Exercise: Starting with the first line of the data below, copy each line up to and including the one containing "const [code, setCode] = useState('4699');". Pictures stay out.

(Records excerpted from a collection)

START

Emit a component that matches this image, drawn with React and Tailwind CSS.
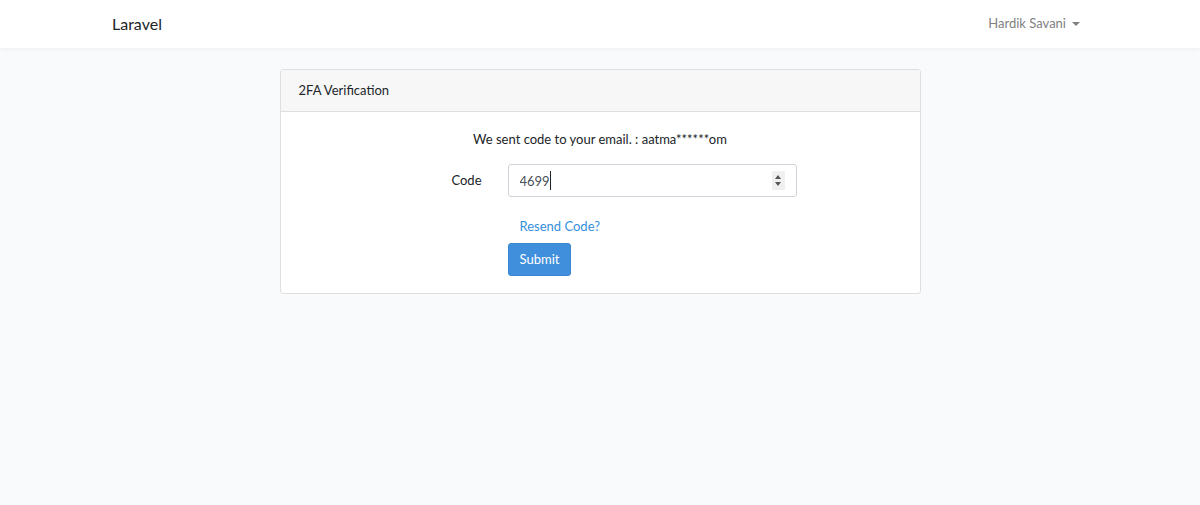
import React, { useState } from 'react';

const App = () => {
  const [code, setCode] = useState('4699');

  return (
    <div
      className="min-h-screen bg-[#f8fafc] text-[#212529] text-[13px]"
      style={{ fontFamily: 'Lato, "Noto Sans", sans-serif' }}
    >
      <nav className="h-[48px] bg-white shadow-[0_2px_4px_rgba(0,0,0,0.04)] flex items-center">
        <div className="w-full pl-[112px] pr-[120px] flex items-center justify-between">
          <a href="#" className="text-[16px] text-[#212529]">Laravel</a>
          <a href="#" className="flex items-center gap-[6px] text-[#808080]">
            Hardik Savani
            <span className="w-0 h-0 border-x-[4px] border-x-transparent border-t-[4px] border-t-[#808080]" />
          </a>
        </div>
      </nav>

      <main className="pt-[21px]">
        <div className="w-[641px] mx-auto bg-white border border-[#dfdfdf] rounded-[3px]">
          <div className="h-[42px] px-[18px] flex items-center bg-[#f7f7f7] border-b border-[#dfdfdf]">
            2FA Verification
          </div>
          <div className="px-[18px] pt-[17px] pb-[17px]">
            <p className="text-center leading-[20px]">
              We sent code to your email. : aatma******om
            </p>
            <div className="flex items-center mt-[15px]">
              <label className="w-[209px] text-right pr-[26px]">Code</label>
              <div className="relative">
                <input
                  type="number"
                  value={code}
                  onChange={(e) => setCode(e.target.value)}
                  className="w-[289px] h-[33px] border border-[#cfd4da] rounded-[3px] px-[11px] text-[13px] text-[#495057] outline-none [appearance:textfield] [&::-webkit-inner-spin-button]:appearance-none [&::-webkit-outer-spin-button]:appearance-none"
                />
                <span className="pointer-events-none absolute left-[12px] top-[7px] h-[19px] border-r border-[#212529] text-transparent leading-[19px]">
                  {code}
                </span>
                <span className="pointer-events-none absolute right-[12px] top-[7px] w-[13px] h-[19px] bg-[#f0f0f0] flex flex-col items-center justify-center gap-[3px]">
                  <span className="w-0 h-0 border-x-[3.5px] border-x-transparent border-b-[4px] border-b-[#555]" />
                  <span className="w-0 h-0 border-x-[3.5px] border-x-transparent border-t-[4px] border-t-[#555]" />
                </span>
              </div>
            </div>
            <div className="ml-[209px] mt-[19px]">
              <a href="#" className="block ml-[12px] text-[#3490dc] leading-[20px]">Resend Code?</a>
              <button className="mt-[7px] h-[33px] px-[11px] bg-[#3f8fdc] text-white rounded-[3px] border border-[#3a86d0]">
                Submit
              </button>
            </div>
          </div>
        </div>
      </main>
    </div>
  );
};

export default App;
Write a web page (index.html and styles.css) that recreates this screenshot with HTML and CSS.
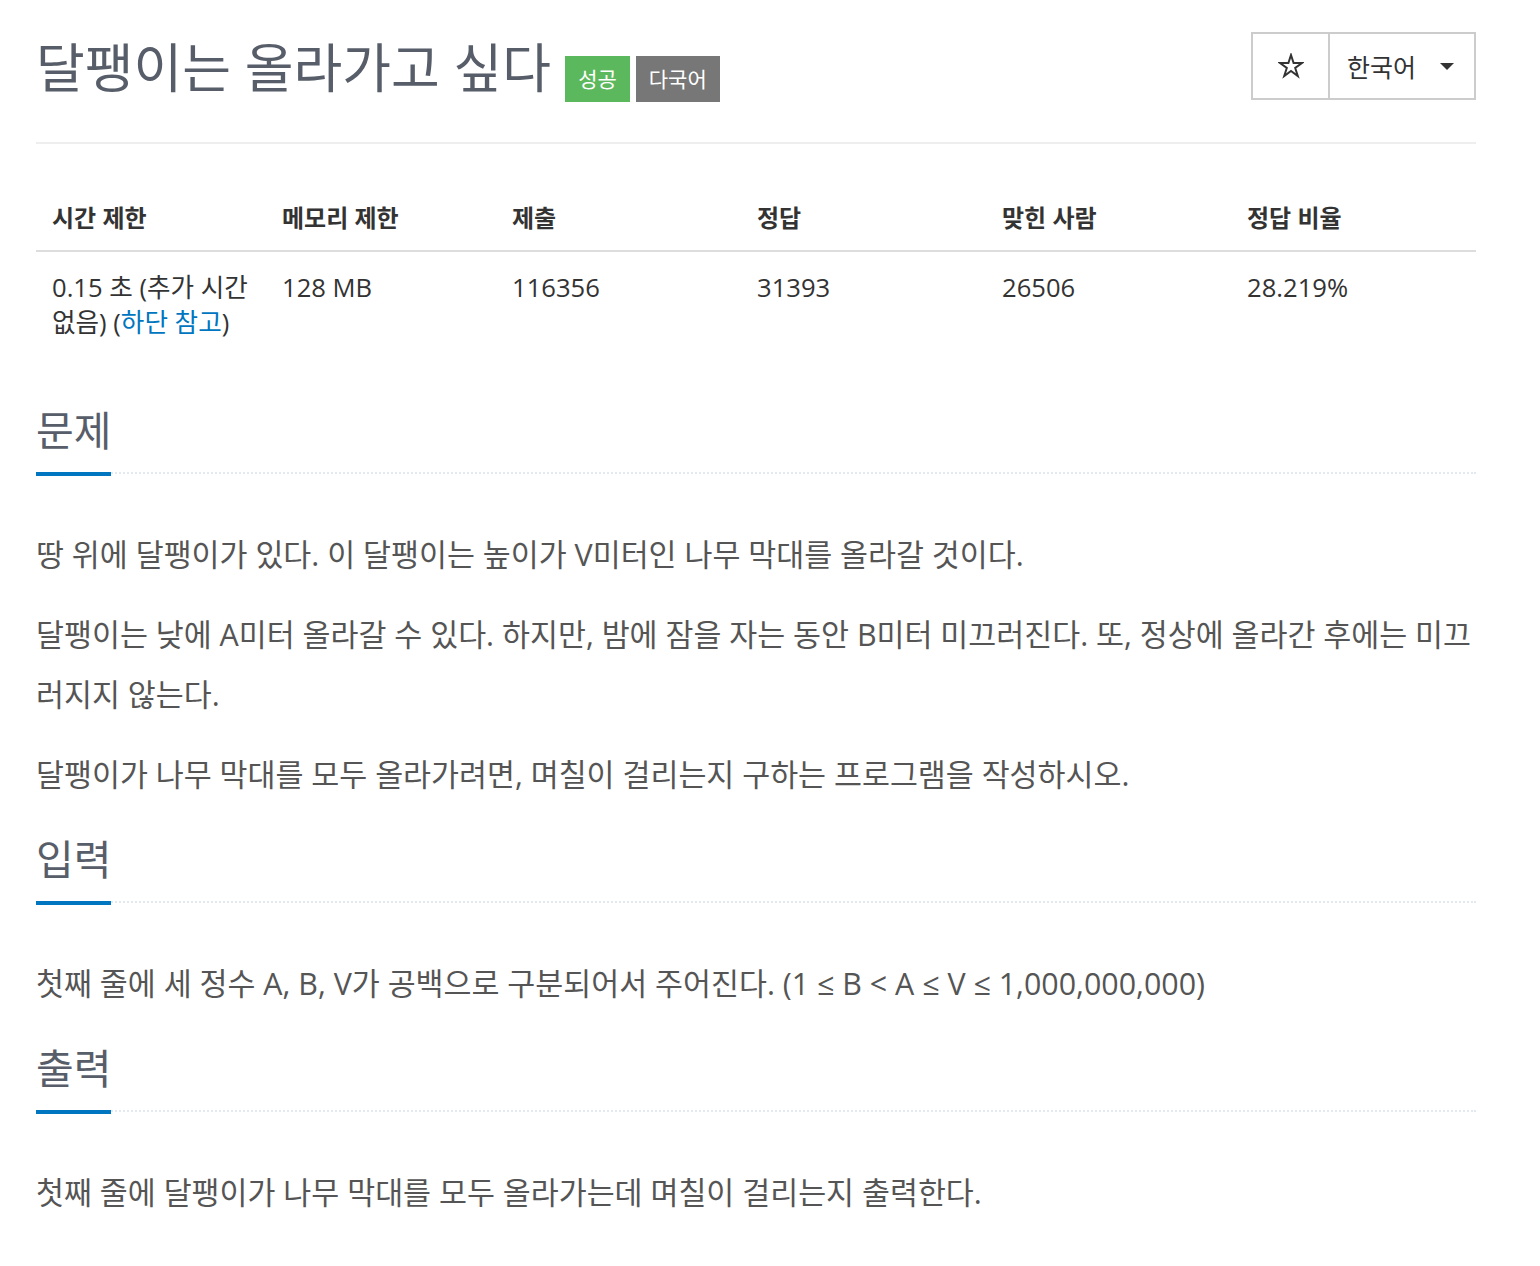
FILE: index.html
```html
<!DOCTYPE html>
<html lang="ko">
  <head>
    <meta charset="UTF-8" />
    <meta name="viewport" content="width=device-width, initial-scale=1.0" />
    <link rel="stylesheet" href="styles.css">
  </head>
  <body>
    <div id="container">
      <div class="page-header">
        <h1 class="title">
          <span id="problem_title">달팽이는 올라가고 싶다</span>
          <span class="label label-success">성공</span>
          <span class="label label-default">다국어</span>
        </h1>
        <div class="btn-group">
          <div class="btn btn-star">
            <svg width="26" height="26" viewBox="0 0 26 26">
              <polygon
                points="13,2 15.6,10 24,10 17.2,15 19.8,23 13,18 6.2,23 8.8,15 2,10 10.4,10"
                fill="none"
                stroke="#333"
                stroke-width="2"
                stroke-linejoin="miter"
              />
            </svg>
          </div>
          <div class="btn btn-lang">
            한국어
            <span class="caret"></span>
          </div>
        </div>
      </div>

      <table id="problem-info">
        <thead>
          <tr>
            <th class="col-time">시간 제한</th>
            <th class="col-mem">메모리 제한</th>
            <th class="col-sub">제출</th>
            <th class="col-ac">정답</th>
            <th class="col-user">맞힌 사람</th>
            <th>정답 비율</th>
          </tr>
        </thead>
        <tbody>
          <tr>
            <td><span>0.15 초 (추가 시간 없음) (<a href="#">하단 참고</a>)</span></td>
            <td>128 MB</td>
            <td>116356</td>
            <td>31393</td>
            <td>26506</td>
            <td>28.219%</td>
          </tr>
        </tbody>
      </table>

      <section class="problem-section">
        <div class="headline">
          <h2>문제</h2>
        </div>
        <div class="problem-text">
          <p>땅 위에 달팽이가 있다. 이 달팽이는 높이가 V미터인 나무 막대를 올라갈 것이다.</p>
          <p>달팽이는 낮에 A미터 올라갈 수 있다. 하지만, 밤에 잠을 자는 동안 B미터 미끄러진다. 또, 정상에 올라간 후에는 미끄러지지 않는다.</p>
          <p>달팽이가 나무 막대를 모두 올라가려면, 며칠이 걸리는지 구하는 프로그램을 작성하시오.</p>
        </div>
      </section>

      <section class="problem-section">
        <div class="headline">
          <h2>입력</h2>
        </div>
        <div class="problem-text">
          <p>첫째 줄에 세 정수 A, B, V가 공백으로 구분되어서 주어진다. (1 ≤ B &lt; A ≤ V ≤ 1,000,000,000)</p>
        </div>
      </section>

      <section class="problem-section">
        <div class="headline">
          <h2>출력</h2>
        </div>
        <div class="problem-text">
          <p>첫째 줄에 달팽이가 나무 막대를 모두 올라가는데 며칠이 걸리는지 출력한다.</p>
        </div>
      </section>
    </div>
  </body>
</html>
```

FILE: styles.css
```css
body {
  font-family: "Open Sans", "Noto Sans CJK KR", sans-serif;
  background-color: #fff;
  color: #333;
  margin: 0;
  padding: 0;
}

#container {
  width: 1440px;
  margin-left: 36px;
}

.page-header {
  display: flex;
  justify-content: space-between;
  align-items: flex-start;
  padding-top: 32px;
  padding-bottom: 38px;
  border-bottom: 2px solid #eee;
}

.title {
  margin: 0;
  display: flex;
  align-items: center;
  font-size: 53px;
  font-weight: 400;
  line-height: 72px;
  color: #575e69;
}

#problem_title {
  margin-right: 14px;
}

.label {
  display: inline-block;
  font-size: 21px;
  line-height: 46px;
  height: 46px;
  padding: 0 13px;
  color: #fff;
  margin-top: 22px;
  margin-right: 6px;
}

.label-success {
  background-color: #5cb85c;
}

.label-default {
  background-color: #777;
}

.btn-group {
  display: flex;
  border: 2px solid #ccc;
  height: 64px;
}

.btn {
  display: flex;
  align-items: center;
  justify-content: center;
  font-size: 25px;
  color: #333;
  cursor: pointer;
}

.btn-star {
  width: 75px;
  border-right: 2px solid #ccc;
}

.btn-lang {
  width: 144px;
  justify-content: flex-start;
  padding-left: 17px;
  box-sizing: border-box;
}

.caret {
  width: 0;
  height: 0;
  margin-left: 24px;
  border-left: 7px solid transparent;
  border-right: 7px solid transparent;
  border-top: 7px solid #333;
}

#problem-info {
  width: 100%;
  border-collapse: collapse;
  margin-top: 41px;
  margin-bottom: 54px;
}

#problem-info th {
  text-align: left;
  font-size: 24px;
  font-weight: 700;
  padding: 14px 16px 16px;
  border-bottom: 2px solid #ddd;
}

#problem-info td {
  vertical-align: top;
  font-size: 25.6px;
  line-height: 35px;
  padding: 18px 16px 8px;
}

.col-time,
.col-mem {
  width: 198px;
}

.col-sub,
.col-ac,
.col-user {
  width: 213px;
}

#problem-info a {
  color: #0076c0;
  text-decoration: none;
}

.problem-section + .problem-section {
  margin-top: 26px;
}

.headline {
  display: flex;
  border-bottom: 2px dotted #e4e9f0;
  margin-bottom: 51px;
}

.headline h2 {
  margin: 0 0 -4px;
  font-size: 41px;
  font-weight: 400;
  line-height: 56px;
  color: #575e69;
  padding-bottom: 14px;
  border-bottom: 4px solid #0076c0;
}

.problem-text {
  font-size: 30.4px;
  line-height: 60px;
  color: #555;
}

.problem-text p {
  margin: 0 0 20px;
}
```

END

Full answer:
Emit a component that matches this image, drawn with React and Tailwind CSS.
import React, { useState } from 'react';

const App = () => {
  const [code, setCode] = useState('4699');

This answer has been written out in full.